Leave the pictures out, and retype all of the material exactly as written.

-- Begin Stored rows --

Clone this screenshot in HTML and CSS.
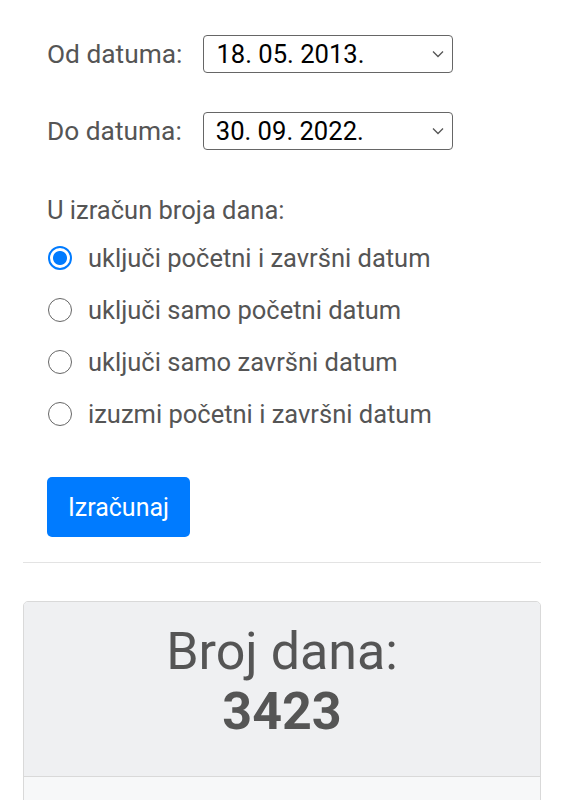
FILE: index.html
```html
<!DOCTYPE html>
<html lang="hr">
<head>
<meta charset="utf-8">
<title>Broj dana</title>
<link rel="stylesheet" href="styles.css">
</head>
<body>
<div class="container">
  <form class="calc">
    <div class="row">
      <label class="lbl" for="od">Od datuma:</label>
      <div class="select-wrap">
        <select id="od" class="date"><option>18. 05. 2013.</option></select>
        <svg class="chev" width="12" height="8" viewBox="0 0 12 8"><path d="M1 1.5 L6 6.5 L11 1.5" fill="none" stroke="#555" stroke-width="1.3"/></svg>
      </div>
    </div>
    <div class="row">
      <label class="lbl" for="do">Do datuma:</label>
      <div class="select-wrap">
        <select id="do" class="date"><option>30. 09. 2022.</option></select>
        <svg class="chev" width="12" height="8" viewBox="0 0 12 8"><path d="M1 1.5 L6 6.5 L11 1.5" fill="none" stroke="#555" stroke-width="1.3"/></svg>
      </div>
    </div>
    <div class="legend">U izračun broja dana:</div>
    <label class="opt"><input type="radio" name="r" checked><span>uključi početni i završni datum</span></label>
    <label class="opt"><input type="radio" name="r"><span>uključi samo početni datum</span></label>
    <label class="opt"><input type="radio" name="r"><span>uključi samo završni datum</span></label>
    <label class="opt"><input type="radio" name="r"><span>izuzmi početni i završni datum</span></label>
    <button type="button" class="btn">Izračunaj</button>
  </form>
  <hr class="sep">
  <div class="card">
    <div class="card-head">
      <div class="title">Broj dana:</div>
      <div class="num">3423</div>
    </div>
    <div class="card-body"></div>
  </div>
</div>
</body>
</html>
```
FILE: styles.css
```css
html, body {
  margin: 0;
  padding: 0;
  background: #fff;
}
body {
  font-family: Roboto, "Liberation Sans", sans-serif;
  color: #555;
}
.container {
  padding: 0 23px;
}
.calc {
  padding: 35px 24px 0;
  display: flex;
  flex-direction: column;
  align-items: flex-start;
}
.row {
  display: flex;
  align-items: center;
  gap: 21px;
  margin-bottom: 39px;
}
.lbl {
  font-size: 26.3px;
  line-height: 38px;
}
.select-wrap {
  position: relative;
  width: 250px;
  height: 38px;
}
.date {
  appearance: none;
  -webkit-appearance: none;
  box-sizing: border-box;
  width: 250px;
  height: 38px;
  margin: 0;
  padding: 0 30px 0 12px;
  border: 1px solid #666;
  border-radius: 4px;
  background: #fff;
  color: #000;
  font-family: Roboto, "Liberation Sans", sans-serif;
  font-size: 25.6px;
  line-height: 36px;
}
.chev {
  position: absolute;
  right: 9px;
  top: 15px;
  pointer-events: none;
}
.legend {
  margin-top: 3px;
  font-size: 25.5px;
  line-height: 36px;
  margin-bottom: 4px;
}
.opt {
  display: flex;
  align-items: center;
  height: 52px;
  font-size: 25.5px;
}
.opt input {
  appearance: none;
  -webkit-appearance: none;
  box-sizing: border-box;
  width: 24px;
  height: 24px;
  margin: 0 16px 0 1px;
  border: 1.5px solid #666;
  border-radius: 50%;
  background: #fff;
  flex: none;
}
.opt input:checked {
  border: 2px solid #007bff;
  background: radial-gradient(circle, #007bff 0 6.5px, #fff 7.5px);
}
.btn {
  margin-top: 37px;
  height: 60px;
  padding: 0 21px;
  border: none;
  border-radius: 5px;
  background: #007bff;
  color: #fff;
  font-family: Roboto, "Liberation Sans", sans-serif;
  font-size: 25px;
}
.sep {
  margin: 25px 0 38px;
  border: 0;
  border-top: 1px solid #e3e3e3;
  height: 0;
}
.card {
  border: 1px solid #d9d9d9;
  border-radius: 5px;
  background: #f7f8f9;
  overflow: hidden;
}
.card-head {
  background: #eff0f2;
  border-bottom: 1px solid #d9d9d9;
  text-align: center;
  padding: 20px 0 34px;
}
.title {
  font-size: 52px;
  line-height: 60px;
}
.num {
  font-size: 52px;
  line-height: 60px;
  font-weight: bold;
}
.card-body {
  height: 60px;
}
```
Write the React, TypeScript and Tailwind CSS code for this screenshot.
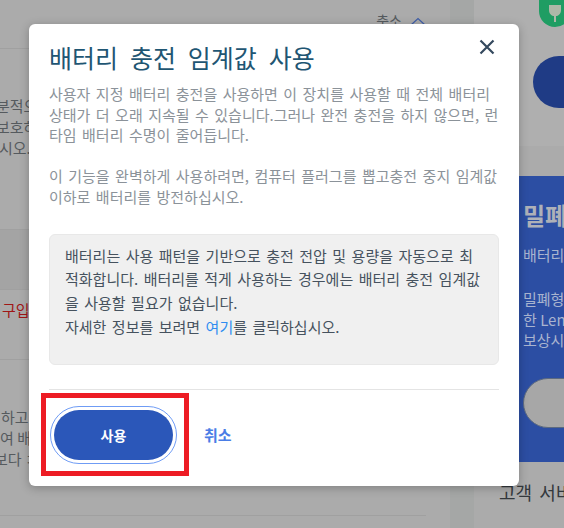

-- End Stored rows --

### Result of this task
Clone this screenshot in HTML and CSS.
FILE: index.html
```html
<!DOCTYPE html>
<html lang="hr">
<head>
<meta charset="utf-8">
<title>Broj dana</title>
<link rel="stylesheet" href="styles.css">
</head>
<body>
<div class="container">
  <form class="calc">
    <div class="row">
      <label class="lbl" for="od">Od datuma:</label>
      <div class="select-wrap">
        <select id="od" class="date"><option>18. 05. 2013.</option></select>
        <svg class="chev" width="12" height="8" viewBox="0 0 12 8"><path d="M1 1.5 L6 6.5 L11 1.5" fill="none" stroke="#555" stroke-width="1.3"/></svg>
      </div>
    </div>
    <div class="row">
      <label class="lbl" for="do">Do datuma:</label>
      <div class="select-wrap">
        <select id="do" class="date"><option>30. 09. 2022.</option></select>
        <svg class="chev" width="12" height="8" viewBox="0 0 12 8"><path d="M1 1.5 L6 6.5 L11 1.5" fill="none" stroke="#555" stroke-width="1.3"/></svg>
      </div>
    </div>
    <div class="legend">U izračun broja dana:</div>
    <label class="opt"><input type="radio" name="r" checked><span>uključi početni i završni datum</span></label>
    <label class="opt"><input type="radio" name="r"><span>uključi samo početni datum</span></label>
    <label class="opt"><input type="radio" name="r"><span>uključi samo završni datum</span></label>
    <label class="opt"><input type="radio" name="r"><span>izuzmi početni i završni datum</span></label>
    <button type="button" class="btn">Izračunaj</button>
  </form>
  <hr class="sep">
  <div class="card">
    <div class="card-head">
      <div class="title">Broj dana:</div>
      <div class="num">3423</div>
    </div>
    <div class="card-body"></div>
  </div>
</div>
</body>
</html>
```
FILE: styles.css
```css
html, body {
  margin: 0;
  padding: 0;
  background: #fff;
}
body {
  font-family: Roboto, "Liberation Sans", sans-serif;
  color: #555;
}
.container {
  padding: 0 23px;
}
.calc {
  padding: 35px 24px 0;
  display: flex;
  flex-direction: column;
  align-items: flex-start;
}
.row {
  display: flex;
  align-items: center;
  gap: 21px;
  margin-bottom: 39px;
}
.lbl {
  font-size: 26.3px;
  line-height: 38px;
}
.select-wrap {
  position: relative;
  width: 250px;
  height: 38px;
}
.date {
  appearance: none;
  -webkit-appearance: none;
  box-sizing: border-box;
  width: 250px;
  height: 38px;
  margin: 0;
  padding: 0 30px 0 12px;
  border: 1px solid #666;
  border-radius: 4px;
  background: #fff;
  color: #000;
  font-family: Roboto, "Liberation Sans", sans-serif;
  font-size: 25.6px;
  line-height: 36px;
}
.chev {
  position: absolute;
  right: 9px;
  top: 15px;
  pointer-events: none;
}
.legend {
  margin-top: 3px;
  font-size: 25.5px;
  line-height: 36px;
  margin-bottom: 4px;
}
.opt {
  display: flex;
  align-items: center;
  height: 52px;
  font-size: 25.5px;
}
.opt input {
  appearance: none;
  -webkit-appearance: none;
  box-sizing: border-box;
  width: 24px;
  height: 24px;
  margin: 0 16px 0 1px;
  border: 1.5px solid #666;
  border-radius: 50%;
  background: #fff;
  flex: none;
}
.opt input:checked {
  border: 2px solid #007bff;
  background: radial-gradient(circle, #007bff 0 6.5px, #fff 7.5px);
}
.btn {
  margin-top: 37px;
  height: 60px;
  padding: 0 21px;
  border: none;
  border-radius: 5px;
  background: #007bff;
  color: #fff;
  font-family: Roboto, "Liberation Sans", sans-serif;
  font-size: 25px;
}
.sep {
  margin: 25px 0 38px;
  border: 0;
  border-top: 1px solid #e3e3e3;
  height: 0;
}
.card {
  border: 1px solid #d9d9d9;
  border-radius: 5px;
  background: #f7f8f9;
  overflow: hidden;
}
.card-head {
  background: #eff0f2;
  border-bottom: 1px solid #d9d9d9;
  text-align: center;
  padding: 20px 0 34px;
}
.title {
  font-size: 52px;
  line-height: 60px;
}
.num {
  font-size: 52px;
  line-height: 60px;
  font-weight: bold;
}
.card-body {
  height: 60px;
}
```
Write the React, TypeScript and Tailwind CSS code for this screenshot.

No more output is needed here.